The OECD projects Indonesia’s gross domestic product will reach US$10.5 trillion by 2050, making it one of the largest economies alongside China, the US and India.

Asean member states opting to also join Brics could become a divisive issue for the regional bloc, according to Thitinan Pongsudhirak, a professor of political science and international relations at Thailand’s Chulalongkorn University.

“Asean centrality will be further eroded”, he said, referring to the bloc’s core tenet of positioning itself as the primary platform in Southeast Asia for addressing regional challenges and engaging with external powers.

The professor also criticised Thailand’s potential Brics membership as “misguided” and a liability for the country’s international standing and credibility. Brics has evolved from a primarily geoeconomic platform for emerging economies to a geopolitical projection in the intensifying conflict between “the West” and “the Rest”, he said.

Seah argued that Brics membership offered Southeast Asian nations a way to “hedge” against the US-China rivalry. “Given that the multilateral order is crumbling all around us,” she said, “is it any wonder that countries are looking for new forms of cooperation?”

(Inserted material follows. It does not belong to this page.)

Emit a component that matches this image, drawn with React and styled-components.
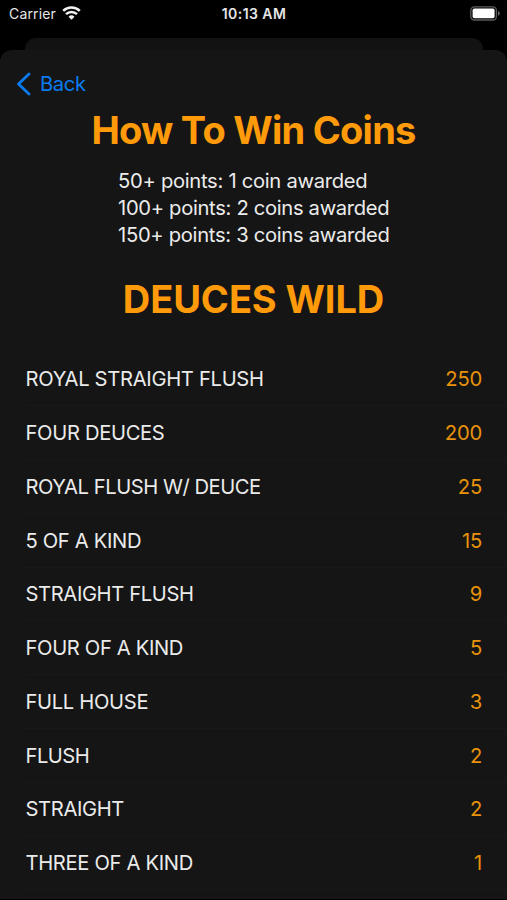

The Asean Economic Community Blueprint 2025, which aims to spur greater economic integration among member states, envisions building a highly cohesive, competitive, and innovative regional economy that is deeply connected.

But even enhanced cooperation between developing countries wouldn’t be enough to overcome global supply chain disruptions, Seah said, calling it unrealistic for the Global South to dominate entire supply chains.s.

“The nature of a globalised economy means that different component parts are produced in different parts of the world leveraging the different technologies and resources,” Seah told This Week in Asia.

She said Southeast Asian nations’ desire to join Brics should spur Asean to deepen its own regional integration, which has slowed due to changing geopolitics and rising protectionism.

Ultimately, the crumbing international order “should give Asean greater impetus to integrate more fully,” Seah said. “So that its members need not look outwards”.